Hinsichtlich der Bezeichnung der zu verarbeitenden Daten und der Terminologie wird auf die entsprechenden Ausführungen zu Art. I Z. 1 (§ 7a) verwiesen. Im Übrigen wird zu § 37a angemerkt:

-       Auch bei den Trägern der freien (künftig: privaten) Jugendwohlfahrt kann sich im Zusammenhang mit der Mitwirkung an Aufgaben der öffentlichen Jugendwohlfahrt der Bedarf nach einer Datenverarbeitung ergeben, wie sie § 37a ermöglichen soll. Aus diesem Grund wird angeregt, die im § 37a Abs. 1 normierte Ermächtigung zur Datenverarbeitung auch auf die Einrichtungen der privaten Jugendwohlfahrt zu erstrecken.

-       § 37a Abs. 1 erster Satzteil bezieht sich auf personenbezogene Daten von Minderjährigen und jungen Erwachsenen. Ausgehend davon müsste es im Abs. 1 am Ende und im § 37a Abs. 4 ebenfalls jeweils „soweit dies im Interesse der Minderjährigen oder der jungen Erwachsenen erforderlich ist“ heißen.
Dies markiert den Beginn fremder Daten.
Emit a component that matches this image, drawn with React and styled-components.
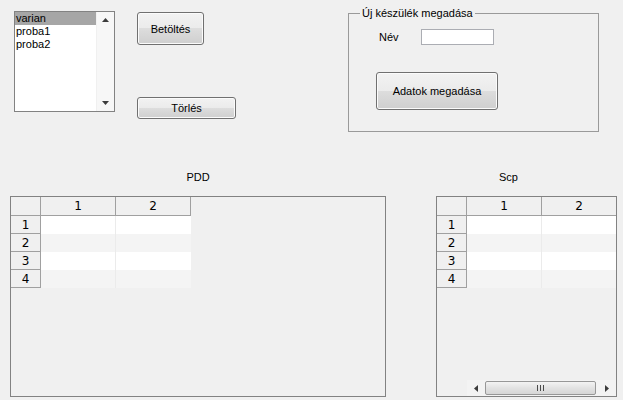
import React from 'react';
import styled, { createGlobalStyle } from 'styled-components';

const GlobalStyle = createGlobalStyle`
  html, body { margin:0; padding:0; background:#f0f0f0; }
  body { font-family:"Liberation Sans", Arial, sans-serif; font-size:11px; color:#000; }
  #root { width:623px; height:400px; overflow:hidden; }
`;

const Window = styled.div`
  width:623px; height:400px; display:flex; flex-direction:column; background:#f0f0f0;
`;
const TopArea = styled.div`
  height:171px; display:flex; align-items:flex-start; flex-shrink:0;
`;

const ListBox = styled.div`
  margin:11px 0 0 14px; width:101px; height:101px; box-sizing:border-box;
  border:1px solid #828282; background:#fff; display:flex;
`;
const ListItems = styled.div`
  flex:1; display:flex; flex-direction:column;
`;
const ListItem = styled.div`
  height:13px; line-height:13px; padding-left:1px;
  background:${p=>p.selected?'#a6a6a6':'transparent'};
`;
const VScroll = styled.div`
  width:17px; background:#f7f7f7; border-left:1px solid #f0f0f0;
  display:flex; flex-direction:column; justify-content:space-between; align-items:center;
  padding:6px 0 6px;
`;

const ButtonColumn = styled.div`
  margin-left:22px; display:flex; flex-direction:column; align-items:flex-start;
`;
const PushButton = styled.button`
  width:${p=>p.w}px; height:${p=>p.h}px; margin:${p=>p.m||0};
  box-sizing:border-box; padding:0; border:1px solid #707070; border-radius:3px;
  background:linear-gradient(#f2f2f2 0%, #ebebeb 50%, #dddddd 50%, #cfcfcf 100%);
  box-shadow:inset 0 0 0 1px #fbfbfb;
  font-family:"Liberation Sans", Arial, sans-serif; font-size:11px; color:#000;
`;

const GroupBox = styled.fieldset`
  margin:7px 0 0 112px; padding:0; width:251px; height:125px; box-sizing:border-box;
  border:1px solid #9a9a9a; display:flex; flex-direction:column; align-items:flex-start;
`;
const GroupTitle = styled.legend`
  margin-left:11px; padding:0 2px; line-height:13px; font-size:11px;
`;
const NameRow = styled.div`
  display:flex; align-items:center; margin:9px 0 0 30px;
`;
const NameLabel = styled.span`
  width:42px; line-height:13px;
`;
const TextBox = styled.div`
  width:73px; height:16px; box-sizing:border-box; background:#fff; border:1px solid #abadb3;
`;

const TablesArea = styled.div`
  display:flex; padding-left:10px; align-items:flex-start;
`;
const TablePane = styled.div`
  width:${p=>p.w}px; margin-left:${p=>p.ml||0}px; display:flex; flex-direction:column;
`;
const Caption = styled.div`
  height:13px; line-height:13px; margin-bottom:12px;
  text-align:${p=>p.left?'left':'center'}; padding-left:${p=>p.left||0}px;
`;
const TableFrame = styled.div`
  height:201px; box-sizing:border-box; border:1px solid #828282; background:#f0f0f0;
  display:flex; flex-direction:column; overflow:hidden;
`;
const GridRow = styled.div`
  display:flex; flex-shrink:0; height:${p=>p.h}px;
`;
const HeadCell = styled.div`
  width:${p=>p.w}px; flex-shrink:0; box-sizing:border-box; background:#f0f0f0;
  border-right:1px solid #a0a0a0; border-bottom:1px solid #a0a0a0;
  font-family:"DejaVu Sans", sans-serif; font-size:12px; text-align:center;
  display:flex; align-items:center; justify-content:center;
`;
const DataCell = styled.div`
  width:75px; flex-shrink:0; box-sizing:border-box;
  background:${p=>p.alt?'#f4f4f4':'#ffffff'};
  border-right:1px solid ${p=>p.last?'transparent':'#ebebeb'};
`;

const HScroll = styled.div`
  margin-top:auto; margin-left:30px; height:16px; display:flex; align-items:center; flex-shrink:0;
  background:#f3f3f3;
`;
const ArrowBtn = styled.div`
  width:17px; height:16px; display:flex; align-items:center; justify-content:center; flex-shrink:0;
`;
const Thumb = styled.div`
  width:111px; height:14px; margin-left:1px; box-sizing:border-box; border:1px solid #979797; border-radius:2px;
  background:linear-gradient(#f3f3f3, #e2e2e2 50%, #d6d6d6);
  display:flex; align-items:center; justify-content:center;
`;
const TrackGap = styled.div`
  width:2px;
`;

function Tri({ dir }) {
  const pts = {
    up: '0,4 3.5,0 7,4', down: '0,0 3.5,4 7,0',
    left: '4,0 0,3.5 4,7', right: '0,0 4,3.5 0,7',
  }[dir];
  const vert = dir === 'up' || dir === 'down';
  return (
    <svg width={vert ? 7 : 4} height={vert ? 4 : 7} viewBox={vert ? '0 0 7 4' : '0 0 4 7'}>
      <polygon points={pts} fill="#3c3c3c" />
    </svg>
  );
}

function Grip() {
  return (
    <svg width="7" height="6" viewBox="0 0 7 6">
      {[0.5, 3.5, 6.5].map(x => <line key={x} x1={x} y1="0" x2={x} y2="6" stroke="#4a4a4a" strokeWidth="1" />)}
    </svg>
  );
}

function DataTable({ width, scroll }) {
  return (
    <TableFrame style={{ width }}>
      <GridRow h={19}>
        <HeadCell w={30} />
        <HeadCell w={75}>1</HeadCell>
        <HeadCell w={75}>2</HeadCell>
      </GridRow>
      {[1, 2, 3, 4].map(n => (
        <GridRow h={18} key={n}>
          <HeadCell w={30}>{n}</HeadCell>
          <DataCell alt={n % 2 === 0} />
          <DataCell alt={n % 2 === 0} last />
        </GridRow>
      ))}
      {scroll && (
        <HScroll>
          <ArrowBtn><Tri dir="left" /></ArrowBtn>
          <Thumb><Grip /></Thumb>
          <TrackGap />
          <ArrowBtn><Tri dir="right" /></ArrowBtn>
        </HScroll>
      )}
    </TableFrame>
  );
}

export default function App() {
  return (
    <>
      <GlobalStyle />
      <Window>
        <TopArea>
          <ListBox>
            <ListItems>
              <ListItem selected>varian</ListItem>
              <ListItem>proba1</ListItem>
              <ListItem>proba2</ListItem>
            </ListItems>
            <VScroll>
              <Tri dir="up" />
              <Tri dir="down" />
            </VScroll>
          </ListBox>
          <ButtonColumn>
            <PushButton w={67} h={33} m="12px 0 0 0">Betöltés</PushButton>
            <PushButton w={99} h={22} m="52px 0 0 0">Törlés</PushButton>
          </ButtonColumn>
          <GroupBox>
            <GroupTitle>Új készülék megadása</GroupTitle>
            <NameRow>
              <NameLabel>Név</NameLabel>
              <TextBox />
            </NameRow>
            <PushButton w={122} h={38} m="27px 0 0 27px">Adatok megadása</PushButton>
          </GroupBox>
        </TopArea>
        <TablesArea>
          <TablePane w={376}>
            <Caption>PDD</Caption>
            <DataTable width={376} />
          </TablePane>
          <TablePane w={181} ml={50}>
            <Caption left={63}>Scp</Caption>
            <DataTable width={181} scroll />
          </TablePane>
        </TablesArea>
      </Window>
    </>
  );
}
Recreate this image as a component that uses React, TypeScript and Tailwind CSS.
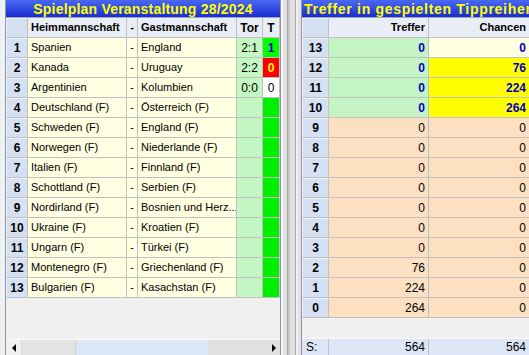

-       Es wird angeregt, die Aufzählung der Daten im § 37a Abs. 1 um „Daten über die sexuelle Orientierung“ und „Entwicklungs- und Betreuungsberichte“ zu ergänzen.

-       Im § 37a Abs. 2 wird im dritten Satz angeordnet, dass sensible Daten im Sinn des § 4 Z. 2 DSG 2000 nur verschlüsselt übermittelt werden dürfen. Eine derartige Anordnung scheint jedoch, da ohnehin sämtliche potenzielle Empfänger übermittelter Daten zur Verschwiegenheit verpflichtet sind, nicht unbedingt erforderlich. Zudem ist sie aus folgenden Gründen nicht praxisgerecht:
Einerseits wäre eine verschlüsselte Übermittlung der betreffenden Daten in der Praxis nur dann problemlos zu bewerkstelligen, wenn ein Informationsverbundsystem (mit entsprechenden Verschlüsselungs- und Entschlüsselungstechniken) existieren würde, in dem einerseits die Jugendwohlfahrtsträger und andererseits sämtliche potenziellen Empfänger der Daten eingebunden wären. Ein solches System existiert aber nicht. Zudem verfügen nicht einmal alle Kooperationspartner über einen Internetzugang, sodass in der Praxis häufig Daten - auch heute noch - im Postweg übermittelt werden müssen.
Andererseits müssten bei der Übermittlung von Akten an andere Jugendwohlfahrtsträger (z.B. bei einem Wechsel in der Zuständigkeit) oder an Kooperationspartner Daten im Sinn des § 4 Z. 2 DSG 2000 unleserlich gemacht werden, um „verschlüsselt“ übermittelt werden zu können. Das würde nicht nur zu einem erheblichen Verwaltungsaufwand, sondern auch zu einem die Vollziehung des Jugendwohlfahrtsrechts erschwerenden Datensplitting führen. Ausgehend davon scheint grundsätzlich unklar, wie eine „verschlüsselte“ Übermittlung manueller Daten überhaupt erfolgen soll.
Es wird daher angeregt, den dritten Satz im § 37 Abs. 2 zu streichen.

 

Eine Ausfertigung dieser Stellungnahme wird unter einem auch dem Präsidium des Nationalrates übermittelt.